Der Senat hat auch keine Bedenken gegen die Auffassung des Landessozialgerichts, daß § 1 Abs. 2 Buchst. a in Verbindung mit § 5 Abs. 1 Buchst. e BVG nicht als Anspruchsgrundlage angesehen werden kann. Die Auffassung der Revision über die Anwendbarkeit dieser Vorschrift trifft nicht zu. Weder handelt es sich bei der Durchsetzung des rückwärtigen Gebiets in Polen mit Partisanen um eine nachträgliche Auswirkung kriegerischer Vorgänge - das Tätigwerden von Partisanen oder ihre Bekämpfung wären Kampfhandlungen im Sinne des § 5 Abs. 1 Buchst. a BVG - noch kann die Aufstellung von sogenannten Hilfswilligen-Verbänden, wie der SS-Landwacht, zum Zwecke der Wahrnehmung von Polizeiaufgaben und zur Partisanenbekämpfung als Hinterlassung eines kriegseigentümlichen Gefahrenbereichs im Sinne des § 5 Abs. 1 Buchst. e BVG angesehen werden; denn die Aufstellung derartiger Verbände ist keine unmittelbare Folge von kriegerischen Vorgängen, insbesondere von vorher abgeschlossenen Kampfhandlungen, und schafft für sich allein noch keine Gefahrenlage, die eine nachträgliche Auswirkung kriegerischer Vorgänge darstellen könnte. Im übrigen mangelt es, und das übersieht die Revision, vorliegend an jedem Zusammenhang zwischen dem Aufstellen derartiger Hilfswilligen-Verbände und dem Tod des Ehemannes der Klägerin. Insoweit ist das Berufungsgericht auf Grund seiner das Revisionsgericht bindenden Feststellungen - die nicht angegriffen sind - zutreffend zu der Schlußfolgerung gelangt, die Erschießung sei eine Affekthandlung im Rahmen einer persönlichen Auseinandersetzung gewesen, die mit dem Kriegsgeschehen nichts zu tun gehabt habe. Infolgedessen hat das Landessozialgericht die Vorschrift des § 1 Abs. 2 Buchst. a und § 5 Abs. 1 Buchst. c BVG nicht verletzt.

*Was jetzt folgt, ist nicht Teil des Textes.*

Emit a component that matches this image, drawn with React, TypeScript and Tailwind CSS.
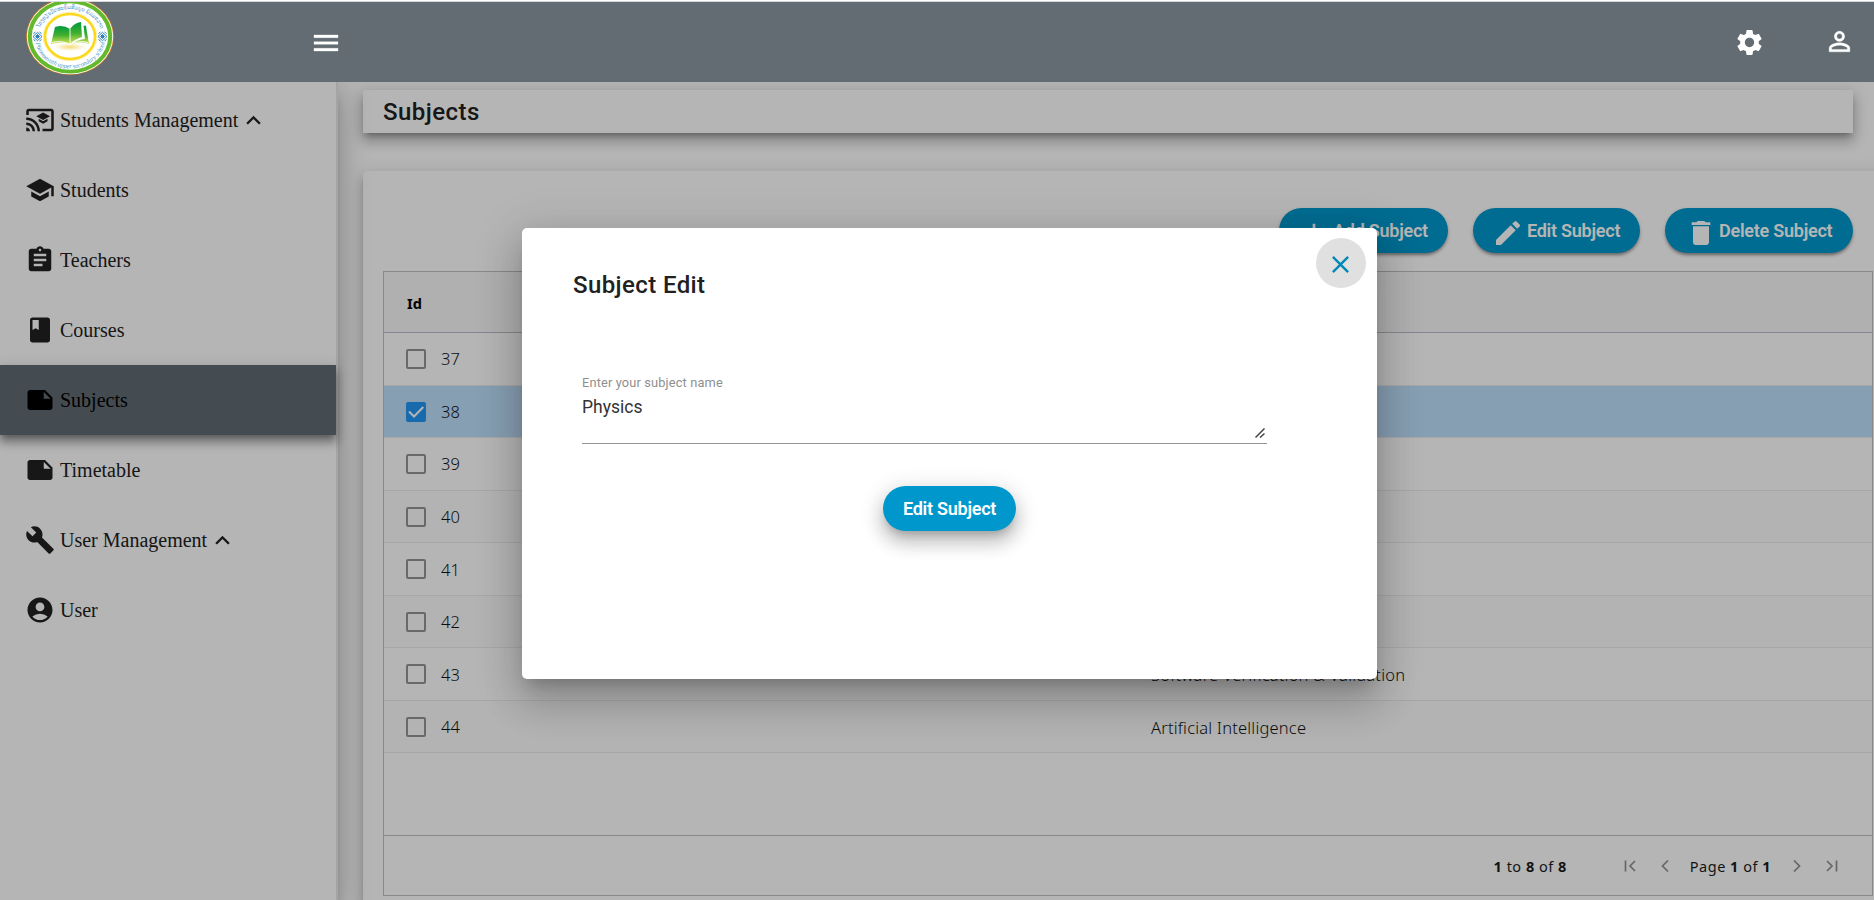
import type { ReactNode } from "react";
import {
  MdCastForEducation,
  MdSchool,
  MdAssignment,
  MdBook,
  MdNote,
  MdBuild,
  MdAccountCircle,
  MdMenu,
  MdSettings,
  MdPermIdentity,
  MdKeyboardArrowUp,
  MdAdd,
  MdEdit,
  MdDelete,
  MdClose,
} from "react-icons/md";

const navItems = [
  { label: "Students Management", Icon: MdCastForEducation, group: true },
  { label: "Students", Icon: MdSchool },
  { label: "Teachers", Icon: MdAssignment },
  { label: "Courses", Icon: MdBook },
  { label: "Subjects", Icon: MdNote, active: true },
  { label: "Timetable", Icon: MdNote },
  { label: "User Management", Icon: MdBuild, group: true },
  { label: "User", Icon: MdAccountCircle },
];

const subjects = [
  { id: 37, name: "" },
  { id: 38, name: "Physics", selected: true },
  { id: 39, name: "" },
  { id: 40, name: "" },
  { id: 41, name: "" },
  { id: 42, name: "" },
  { id: 43, name: "Software Verification & Validation" },
  { id: 44, name: "Artificial Intelligence" },
];

function Ornament({ x }: { x: number }) {
  return (
    <g transform={`translate(${x} 38.5)`} fill="none" stroke="#2f7fbd" strokeWidth="1">
      <path d="M-4.5 0 0-4.2 4.5 0 0 4.2Z" />
      <path d="M-2 0 0-2 2 0 0 2Z" fill="#2f7fbd" />
      <path d="M-4-3-2-4.5M4-3 2-4.5M-4 3-2 4.5M4 3 2 4.5" />
    </g>
  );
}

function Logo() {
  return (
    <svg className="-mt-1 block h-[77px] w-[88px] shrink-0" viewBox="0 0 88 77">
      <defs>
        <linearGradient id="page" x1="0" y1="0" x2="0" y2="1">
          <stop offset="0" stopColor="#009a3e" />
          <stop offset="0.5" stopColor="#3fae2f" />
          <stop offset="1" stopColor="#d8e45a" />
        </linearGradient>
        <radialGradient id="glow">
          <stop offset="0" stopColor="#f6dc7a" />
          <stop offset="1" stopColor="#fff" />
        </radialGradient>
        <path id="arcTop" d="M14 29.500A31.500 26.500 0 0 1 74 29.500" />
        <path id="arcBottom" d="M9.5 45A35 30.500 0 0 0 78.5 45" />
      </defs>
      <ellipse cx="44" cy="38.5" rx="44" ry="38.5" fill="#c8741c" />
      <ellipse cx="44" cy="38.5" rx="43.2" ry="37.8" fill="#fff" />
      <ellipse cx="44" cy="38.5" rx="42.3" ry="37" fill="#62b92c" />
      <ellipse cx="44" cy="38.5" rx="38.2" ry="33.2" fill="#fff" />
      <ellipse cx="44" cy="38.5" rx="25" ry="22.5" fill="#fff" stroke="#fbd81c" strokeWidth="2.6" />
      <ellipse cx="44" cy="38.5" rx="26.8" ry="24.2" fill="none" stroke="#fdeb8a" strokeWidth="0.8" />
      <text className="fill-[#4a98cb] text-[5.500px]" fontFamily="'DejaVu Sans', sans-serif" textLength="76" lengthAdjust="spacingAndGlyphs">
        <textPath href="#arcTop">ໂຮງຮຽນມັດທະຍົມສົມບູນ ພິມມະວາດ</textPath>
      </text>
      <text className="fill-[#4a98cb] text-[6.500px] italic" fontFamily="'Liberation Serif', serif" textLength="93" lengthAdjust="spacingAndGlyphs">
        <textPath href="#arcBottom">Phimmavath upper secondary school</textPath>
      </text>
      <Ornament x={11.5} />
      <Ornament x={76.5} />
      <ellipse cx="44" cy="49" rx="16" ry="4" fill="url(#glow)" />
      <path d="M29 29Q37 26 44 31V46Q36 43 25 46Z" fill="url(#page)" />
      <path d="M44 31Q48 25 55 24L56 39Q49 41 44 46Z" fill="url(#page)" />
      <path d="M57 28Q59 27 60 28L63 46Q53 43 45 46.500Q50 42 58.500 41Z" fill="url(#page)" />
      <path d="M44 31V47M26 44.500Q36 42 44 46.500 52 42 62 44.500M57 27 58.500 41" fill="none" stroke="#fff" strokeWidth="0.9" />
    </svg>
  );
}

function ActionButton({ className, children }: { className: string; children: ReactNode }) {
  return (
    <button
      className={`flex h-[45px] items-center whitespace-nowrap rounded-[22.5px] bg-[#0098cc] text-[18px] font-semibold tracking-[-0.25px] text-white ${className}`}
    >
      {children}
    </button>
  );
}

function Checkbox({ checked }: { checked?: boolean }) {
  return checked ? (
    <span className="flex size-5 items-center justify-center rounded-[2px] bg-[#2196f3]">
      <svg className="size-5" viewBox="0 0 20 20" fill="none" stroke="#fff" strokeWidth="2">
        <path d="m3 9.500 5 5L17.300 5" />
      </svg>
    </span>
  ) : (
    <span className="size-5 rounded-[2px] border-2 border-[#959595]" />
  );
}

function PageArrow({ d, className }: { d: string; className: string }) {
  return (
    <svg className={`h-3 w-3 ${className}`} viewBox="0 0 12 12" fill="none" stroke="#919191" strokeWidth="1.700">
      <path d={d} />
    </svg>
  );
}

export default function App() {
  return (
    <div className="relative flex h-[900px] w-full flex-col overflow-hidden bg-white font-[Roboto,sans-serif] text-[#212121]">
      <header className="relative z-20 h-[82px] shrink-0 border-t border-white bg-[#626c72]">
        <div className="flex h-[81px] items-start overflow-hidden border-t border-[#d5d8da] pl-[26px]">
          <Logo />
          <MdMenu className="ml-[196px] mt-[25px] size-8 stroke-[0.25] text-white [&>path:first-child]:stroke-none" />
          <MdSettings className="ml-auto mt-[25px] size-[31px] text-white" />
          <MdPermIdentity className="ml-[59px] mr-[19px] mt-[24px] size-[31px] stroke-[0.3] text-white [&>path:first-child]:stroke-none" />
        </div>
      </header>

      <div className="flex min-h-0 flex-1">
        <aside className="relative z-10 w-[338px] shrink-0 border-r-2 border-[#e8e8e8] bg-white pt-[3px] font-['Liberation_Serif',serif] text-[20px] shadow-[0_8px_10px_-5px_rgba(0,0,0,.2),0_16px_24px_2px_rgba(0,0,0,.14),0_6px_30px_5px_rgba(0,0,0,.12)]">
          {navItems.map(({ label, Icon, group, active }) => (
            <div
              key={label}
              className={`flex h-[70px] items-center pl-[25px] ${
                active
                  ? "relative bg-[#626c72] text-black shadow-[0_5px_5px_-3px_rgba(0,0,0,.2),0_8px_10px_1px_rgba(0,0,0,.14),0_3px_14px_2px_rgba(0,0,0,.12),0_6px_8px_0px_rgba(0,0,0,.2)]"
                  : ""
              }`}
            >
              <Icon className="size-[30px]" />
              <span className="mb-px ml-[5px]">{label}</span>
              {group && <MdKeyboardArrowUp className="ml-px size-[29px]" />}
            </div>
          ))}
        </aside>

        <main className="min-w-0 flex-1 overflow-hidden pl-[25px] pt-2">
          <h1 className="mr-[21px] flex h-[43px] items-center bg-white pl-5 text-[24px] font-medium tracking-[0.45px] shadow-[0_5px_6px_-3px_rgba(0,0,0,.3),0_9px_12px_1px_rgba(0,0,0,.16),0_3px_16px_2px_rgba(0,0,0,.14)]">
            Subjects
          </h1>

          <section className="mt-[38px] h-[760px] w-[1540px] rounded bg-white pl-5 pt-[37px] shadow-[0_5px_6px_-3px_rgba(0,0,0,.2),0_9px_12px_1px_rgba(0,0,0,.14),0_3px_16px_2px_rgba(0,0,0,.12)]">
            <div className="flex w-[1470px] justify-end gap-[25px]">
              <ActionButton className="w-[169px] pl-[19px] shadow-[0_3px_3px_-1px_rgba(0,0,0,.3),0_2px_4px_rgba(0,0,0,.2)]">
                <MdAdd className="mt-1 size-8" />
                <span className="ml-[3px]">Add Subject</span>
              </ActionButton>
              <ActionButton className="w-[167px] pl-[19px] shadow-[0_3px_3px_-1px_rgba(0,0,0,.3),0_2px_4px_rgba(0,0,0,.2)]">
                <MdEdit className="mt-[5px] size-8" />
                <span className="ml-[3px]">Edit Subject</span>
              </ActionButton>
              <ActionButton className="w-[188px] pl-[20px] shadow-[0_3px_3px_-1px_rgba(0,0,0,.3),0_2px_4px_rgba(0,0,0,.2)]">
                <MdDelete className="mt-[5px] size-8" />
                <span className="ml-[2px]">Delete Subject</span>
              </ActionButton>
            </div>

            <div className="mt-[18px] flex h-[625px] w-[1490px] flex-col border border-[#bdc3c7] font-['Noto_Sans',sans-serif] text-[16px] text-[#181d1f]">
              <div className="flex h-[61px] shrink-0 items-center border-b border-[#babfc7] bg-[#f8f8f8] pl-[23px] text-[14.500px] font-bold text-black">
                <span className="mt-[3px]">Id</span>
              </div>
              <div className="flex-1">
                {subjects.map(({ id, name, selected }) => (
                  <div
                    key={id}
                    className={`flex h-[52.540px] items-center border-b border-[#ececec] pl-[22px] pt-px text-[16.500px] font-[350] text-[#101415] ${
                      selected ? "bg-[#bfe0fd]" : id % 2 ? "bg-white" : "bg-[#fcfcfc]"
                    }`}
                  >
                    <Checkbox checked={selected} />
                    <span className="ml-[15px] w-[710px] pt-px">{id}</span>
                    <span className="pt-0.5 tracking-[0.2px]">{name}</span>
                  </div>
                ))}
              </div>
              <div className="flex h-[60px] shrink-0 items-center border-t border-[#bdc3c7] pr-[34px] text-[14.500px] tracking-[0.5px]">
                <span className="ml-auto mt-0.5">
                  <b>1</b> to <b>8</b> of <b>8</b>
                </span>
                <PageArrow className="ml-[57px]" d="M1.500.5v11M11 1 6 6l5 5" />
                <PageArrow className="ml-[23px]" d="M9 .5 3.500 6 9 11.500" />
                <span className="ml-[19px] mt-0.5">
                  Page <b>1</b> of <b>1</b>
                </span>
                <PageArrow className="ml-[20px]" d="M3 .5 8.500 6 3 11.500" />
                <PageArrow className="ml-[23px]" d="M10.500.5v11M1 1l5 5-5 5" />
              </div>
            </div>
          </section>
        </main>
      </div>

      <div className="absolute inset-0 z-10 bg-black/29" />
      <div
        role="dialog"
        className="absolute left-[522px] top-[228px] z-30 h-[451px] w-[855px] rounded-[5px] bg-white shadow-[0_11px_15px_-7px_rgba(0,0,0,.2),0_24px_38px_3px_rgba(0,0,0,.14),0_9px_46px_8px_rgba(0,0,0,.12)]"
      >
        <button className="absolute right-[11px] top-[10px] flex size-[50px] items-center justify-center rounded-full bg-[#e0e0e0] text-[#0088b7]">
          <MdClose className="mr-px mt-0.5 size-[29px]" />
        </button>
        <h2 className="pl-[51px] pt-[39px] text-[24px] font-medium leading-9 tracking-[0.4px]">Subject Edit</h2>
        <div className="ml-[60px] mt-[70px] flex h-[71px] w-[685px] flex-col border-b border-[#949494]">
          <label className="text-[12.800px] leading-[20px] tracking-[0.15px] text-[#8f8f8f]">Enter your subject name</label>
          <div className="flex flex-1 items-start justify-between">
            <span className="pt-px text-[17.500px] leading-[26px] text-[#333]">Physics</span>
            <svg className="mr-[2px] mt-[35px] size-[10px] self-start" viewBox="0 0 10 10" fill="none" stroke="#444" strokeWidth="1.500">
              <path d="M.5 9.500 9.500.5M5 9.500 9.500 5.500" />
            </svg>
          </div>
        </div>
        <div className="mt-[42px] flex justify-center">
          <ActionButton className="w-[133px] justify-center shadow-[0_7px_8px_-4px_rgba(0,0,0,.2),0_12px_17px_2px_rgba(0,0,0,.14),0_5px_22px_4px_rgba(0,0,0,.12)]">
            Edit Subject
          </ActionButton>
        </div>
      </div>
    </div>
  );
}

Soweit die Revision die unzutreffende Anwendung des § 5 Abs. 1 Buchst. a BVG rügt, trägt sie selbst vor, daß das Landessozialgericht das Vorliegen einer Kampfhandlung im Sinne dieser Vorschrift auf Grund seiner tatsächlichen Feststellungen verneint hat, und daß diese tatsächlichen Feststellungen dem Revisionsangriff entzogen sind. Schon damit aber bleibt für eine Anwendung des § 5 Abs. 1 Buchst. a BVG kein Raum mehr. Es bedurfte keiner Prüfung, ob es sich beim Aufstellen und Einsatz der sogenannten Hilfswilligen-Verbände um eine militärische Maßnahme gehandelt hat. Denn auch bei Bejahung dieser Frage könnte nach § 5 Abs. 1 Buchst. a BVG ein Versorgungsanspruch nur begründet werden, wenn irgendwelche Kampfhandlungen vorgelegen hätten, was für das Revisionsgericht bindend verneint ist. Für die weitergehende Auslegung der Revision aber, daß es sich beim Einsatz der Hilfswilligen-Verbände zur Sicherung des rückwärtigen Front- und Nachschubgebietes um eine militärische Maßnahme gehandelt habe, deren Zusammenhang mit der Partisanenbekämpfung als Kampfhandlung nicht schlechthin verneint werden könne, bietet das Gesetz keine Möglichkeit. Vielmehr ist allein entscheidend, daß - wie bereits ausgeführt - eine Kampfhandlung beim Tode des Ehemannes der Klägerin nicht stattgefunden hat, um die Anwendung des § 5 Abs. 1 Buchst. a BVG auszuschließen.
Danach ist die Revision nicht begründet. Sie war nach § 170 Abs. 1 Satz 1 SGG zurückzuweisen.
Die Entscheidung über die Kosten beruht auf der Anwendung des § 193 Abs. 1 SGG.